• **Short exercise**: Filter this material down to the lines that hold "components", copying each one.

• **Data section**:
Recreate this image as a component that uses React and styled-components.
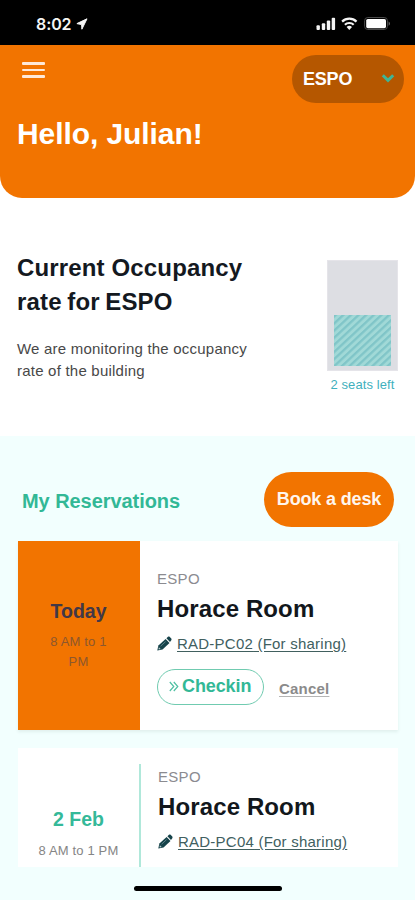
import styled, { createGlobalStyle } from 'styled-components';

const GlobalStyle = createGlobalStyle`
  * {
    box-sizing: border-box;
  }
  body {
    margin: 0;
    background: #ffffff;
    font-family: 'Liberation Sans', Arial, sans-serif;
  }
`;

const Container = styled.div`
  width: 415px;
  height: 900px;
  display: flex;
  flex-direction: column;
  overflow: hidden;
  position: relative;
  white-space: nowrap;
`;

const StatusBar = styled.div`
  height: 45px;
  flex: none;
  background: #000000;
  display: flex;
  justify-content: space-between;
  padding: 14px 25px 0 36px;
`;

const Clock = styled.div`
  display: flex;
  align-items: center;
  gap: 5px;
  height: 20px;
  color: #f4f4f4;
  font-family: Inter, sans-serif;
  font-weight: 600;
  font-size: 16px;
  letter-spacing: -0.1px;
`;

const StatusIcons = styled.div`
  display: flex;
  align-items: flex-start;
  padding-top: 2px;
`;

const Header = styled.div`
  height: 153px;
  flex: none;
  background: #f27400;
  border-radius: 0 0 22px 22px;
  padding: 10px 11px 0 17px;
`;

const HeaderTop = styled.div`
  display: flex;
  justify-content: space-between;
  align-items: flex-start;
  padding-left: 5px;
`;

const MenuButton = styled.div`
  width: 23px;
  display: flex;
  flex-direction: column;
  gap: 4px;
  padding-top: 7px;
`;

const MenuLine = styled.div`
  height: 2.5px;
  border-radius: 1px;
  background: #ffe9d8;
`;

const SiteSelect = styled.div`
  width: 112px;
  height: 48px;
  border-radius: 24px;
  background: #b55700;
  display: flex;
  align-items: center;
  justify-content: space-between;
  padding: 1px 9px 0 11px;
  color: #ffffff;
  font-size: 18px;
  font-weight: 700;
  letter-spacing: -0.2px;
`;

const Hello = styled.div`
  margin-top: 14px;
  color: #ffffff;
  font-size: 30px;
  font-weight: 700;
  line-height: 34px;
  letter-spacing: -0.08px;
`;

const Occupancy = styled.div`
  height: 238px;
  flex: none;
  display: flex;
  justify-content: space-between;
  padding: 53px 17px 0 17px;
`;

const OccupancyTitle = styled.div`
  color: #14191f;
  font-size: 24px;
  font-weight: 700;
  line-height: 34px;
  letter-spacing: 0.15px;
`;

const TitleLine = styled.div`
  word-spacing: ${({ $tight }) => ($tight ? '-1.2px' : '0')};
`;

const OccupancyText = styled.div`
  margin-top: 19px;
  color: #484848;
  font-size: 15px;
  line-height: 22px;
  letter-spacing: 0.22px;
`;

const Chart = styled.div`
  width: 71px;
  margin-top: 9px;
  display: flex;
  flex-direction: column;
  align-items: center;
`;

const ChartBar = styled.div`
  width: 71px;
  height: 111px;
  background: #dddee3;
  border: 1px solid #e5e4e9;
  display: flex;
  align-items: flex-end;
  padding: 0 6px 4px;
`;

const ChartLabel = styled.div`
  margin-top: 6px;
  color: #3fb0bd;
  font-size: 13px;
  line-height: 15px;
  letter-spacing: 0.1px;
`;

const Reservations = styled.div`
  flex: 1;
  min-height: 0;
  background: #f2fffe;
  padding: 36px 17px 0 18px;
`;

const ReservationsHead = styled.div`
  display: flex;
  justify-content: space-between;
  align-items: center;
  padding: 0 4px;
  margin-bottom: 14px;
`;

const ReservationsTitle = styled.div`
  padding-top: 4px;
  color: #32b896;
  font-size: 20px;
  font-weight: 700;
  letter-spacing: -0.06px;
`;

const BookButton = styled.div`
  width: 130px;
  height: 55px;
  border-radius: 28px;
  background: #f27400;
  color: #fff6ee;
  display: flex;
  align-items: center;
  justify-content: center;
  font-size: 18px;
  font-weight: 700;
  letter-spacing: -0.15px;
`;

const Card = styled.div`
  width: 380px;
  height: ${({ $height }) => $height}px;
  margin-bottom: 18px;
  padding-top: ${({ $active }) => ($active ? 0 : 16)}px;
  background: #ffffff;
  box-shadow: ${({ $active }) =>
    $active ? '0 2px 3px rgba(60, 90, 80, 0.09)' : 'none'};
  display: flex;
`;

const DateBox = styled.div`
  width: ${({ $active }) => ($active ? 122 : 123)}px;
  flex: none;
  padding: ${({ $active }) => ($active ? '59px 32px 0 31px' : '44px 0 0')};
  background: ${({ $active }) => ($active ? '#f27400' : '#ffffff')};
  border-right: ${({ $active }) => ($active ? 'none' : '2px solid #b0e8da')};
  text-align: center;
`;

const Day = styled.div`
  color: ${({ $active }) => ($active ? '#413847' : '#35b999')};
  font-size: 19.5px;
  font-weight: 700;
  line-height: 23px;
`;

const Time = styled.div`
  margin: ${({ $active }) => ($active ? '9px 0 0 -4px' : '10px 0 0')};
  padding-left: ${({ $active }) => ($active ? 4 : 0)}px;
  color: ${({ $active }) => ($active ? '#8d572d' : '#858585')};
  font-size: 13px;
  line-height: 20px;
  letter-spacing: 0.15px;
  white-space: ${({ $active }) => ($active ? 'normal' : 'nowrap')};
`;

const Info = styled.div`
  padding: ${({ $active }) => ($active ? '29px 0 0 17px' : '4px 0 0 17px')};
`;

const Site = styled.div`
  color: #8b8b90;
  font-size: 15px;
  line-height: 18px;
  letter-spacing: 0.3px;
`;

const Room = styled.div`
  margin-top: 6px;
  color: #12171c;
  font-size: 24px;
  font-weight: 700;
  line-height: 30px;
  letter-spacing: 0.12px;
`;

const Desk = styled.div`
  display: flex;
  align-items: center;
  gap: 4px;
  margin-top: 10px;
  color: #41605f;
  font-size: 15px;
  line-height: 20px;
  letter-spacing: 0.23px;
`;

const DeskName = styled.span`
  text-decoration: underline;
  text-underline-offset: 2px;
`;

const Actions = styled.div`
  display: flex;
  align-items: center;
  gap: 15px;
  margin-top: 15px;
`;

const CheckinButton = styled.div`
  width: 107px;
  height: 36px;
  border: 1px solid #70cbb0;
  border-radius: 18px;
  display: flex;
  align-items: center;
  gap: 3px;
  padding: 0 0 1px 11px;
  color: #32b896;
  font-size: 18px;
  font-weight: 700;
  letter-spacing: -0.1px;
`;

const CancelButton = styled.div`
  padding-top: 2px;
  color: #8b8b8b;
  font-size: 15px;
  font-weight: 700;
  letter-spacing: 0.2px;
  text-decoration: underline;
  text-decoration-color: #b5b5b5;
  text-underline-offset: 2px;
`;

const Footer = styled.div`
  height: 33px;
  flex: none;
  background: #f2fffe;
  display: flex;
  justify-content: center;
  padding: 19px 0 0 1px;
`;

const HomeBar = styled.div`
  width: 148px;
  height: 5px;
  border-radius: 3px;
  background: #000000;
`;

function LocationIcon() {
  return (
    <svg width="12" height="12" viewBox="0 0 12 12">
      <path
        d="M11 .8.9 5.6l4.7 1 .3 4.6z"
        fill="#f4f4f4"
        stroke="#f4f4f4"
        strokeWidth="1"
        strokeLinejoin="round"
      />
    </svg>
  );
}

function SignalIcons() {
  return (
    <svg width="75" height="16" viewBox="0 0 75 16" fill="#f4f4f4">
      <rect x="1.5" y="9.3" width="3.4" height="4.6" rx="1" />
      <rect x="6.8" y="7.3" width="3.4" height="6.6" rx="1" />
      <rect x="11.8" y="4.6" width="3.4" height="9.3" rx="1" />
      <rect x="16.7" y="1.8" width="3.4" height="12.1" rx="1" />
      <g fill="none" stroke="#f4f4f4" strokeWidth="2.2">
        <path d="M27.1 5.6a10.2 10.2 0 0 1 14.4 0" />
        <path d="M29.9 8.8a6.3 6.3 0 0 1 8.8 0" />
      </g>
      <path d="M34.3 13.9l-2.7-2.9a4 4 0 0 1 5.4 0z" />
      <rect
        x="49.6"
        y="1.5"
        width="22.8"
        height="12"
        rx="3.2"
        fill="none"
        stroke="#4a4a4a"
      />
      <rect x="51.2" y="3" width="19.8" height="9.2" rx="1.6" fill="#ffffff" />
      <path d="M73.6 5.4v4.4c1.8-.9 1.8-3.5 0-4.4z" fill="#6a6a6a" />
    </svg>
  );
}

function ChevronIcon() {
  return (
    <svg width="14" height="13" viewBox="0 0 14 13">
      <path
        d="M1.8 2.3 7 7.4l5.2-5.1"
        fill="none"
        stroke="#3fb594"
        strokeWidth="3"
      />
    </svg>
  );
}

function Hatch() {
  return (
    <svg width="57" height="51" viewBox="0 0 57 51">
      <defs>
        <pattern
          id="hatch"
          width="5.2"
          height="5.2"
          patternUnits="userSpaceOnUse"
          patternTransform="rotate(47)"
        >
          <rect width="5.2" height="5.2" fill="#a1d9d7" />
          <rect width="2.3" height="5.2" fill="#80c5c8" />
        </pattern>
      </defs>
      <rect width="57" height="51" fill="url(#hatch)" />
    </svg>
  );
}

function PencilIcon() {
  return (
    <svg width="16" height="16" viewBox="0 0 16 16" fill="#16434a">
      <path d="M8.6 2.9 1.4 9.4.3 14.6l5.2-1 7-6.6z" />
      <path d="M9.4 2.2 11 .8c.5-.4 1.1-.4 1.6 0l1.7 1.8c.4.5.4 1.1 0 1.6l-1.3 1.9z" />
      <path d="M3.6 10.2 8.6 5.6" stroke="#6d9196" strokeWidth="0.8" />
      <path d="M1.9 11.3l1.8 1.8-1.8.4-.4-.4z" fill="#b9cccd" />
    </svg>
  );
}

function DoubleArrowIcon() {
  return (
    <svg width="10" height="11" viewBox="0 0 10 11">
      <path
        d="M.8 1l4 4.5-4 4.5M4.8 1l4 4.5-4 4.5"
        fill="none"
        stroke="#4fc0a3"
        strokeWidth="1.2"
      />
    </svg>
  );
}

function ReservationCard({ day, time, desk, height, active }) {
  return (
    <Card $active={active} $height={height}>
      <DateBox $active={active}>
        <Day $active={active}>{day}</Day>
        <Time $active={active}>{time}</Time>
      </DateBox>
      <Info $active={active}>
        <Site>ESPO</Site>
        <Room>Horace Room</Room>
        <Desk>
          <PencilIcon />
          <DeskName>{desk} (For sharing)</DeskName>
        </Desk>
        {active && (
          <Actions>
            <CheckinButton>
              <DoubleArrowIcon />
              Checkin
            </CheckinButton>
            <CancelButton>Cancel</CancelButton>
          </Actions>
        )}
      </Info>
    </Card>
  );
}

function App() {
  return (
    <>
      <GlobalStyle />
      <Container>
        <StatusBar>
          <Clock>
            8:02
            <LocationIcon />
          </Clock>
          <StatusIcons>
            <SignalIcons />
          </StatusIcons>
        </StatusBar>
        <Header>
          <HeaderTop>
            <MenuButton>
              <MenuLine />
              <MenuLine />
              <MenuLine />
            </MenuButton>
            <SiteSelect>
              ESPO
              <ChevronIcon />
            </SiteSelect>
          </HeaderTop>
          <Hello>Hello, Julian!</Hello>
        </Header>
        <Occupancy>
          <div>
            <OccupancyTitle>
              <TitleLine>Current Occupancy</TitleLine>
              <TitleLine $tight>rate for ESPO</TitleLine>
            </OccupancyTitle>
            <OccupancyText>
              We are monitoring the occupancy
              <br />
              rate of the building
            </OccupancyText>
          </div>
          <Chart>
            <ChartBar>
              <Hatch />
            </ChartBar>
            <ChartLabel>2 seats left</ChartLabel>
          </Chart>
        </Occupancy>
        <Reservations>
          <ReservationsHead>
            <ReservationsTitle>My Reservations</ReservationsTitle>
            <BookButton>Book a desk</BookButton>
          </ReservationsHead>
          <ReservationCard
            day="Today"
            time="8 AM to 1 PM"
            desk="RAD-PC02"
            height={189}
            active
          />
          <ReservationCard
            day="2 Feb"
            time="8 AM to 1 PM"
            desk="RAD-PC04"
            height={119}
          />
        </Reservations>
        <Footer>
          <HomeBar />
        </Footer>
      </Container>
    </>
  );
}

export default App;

• **Solution to the exercise**:
Recreate this image as a component that uses React and styled-components.
import styled, { createGlobalStyle } from 'styled-components';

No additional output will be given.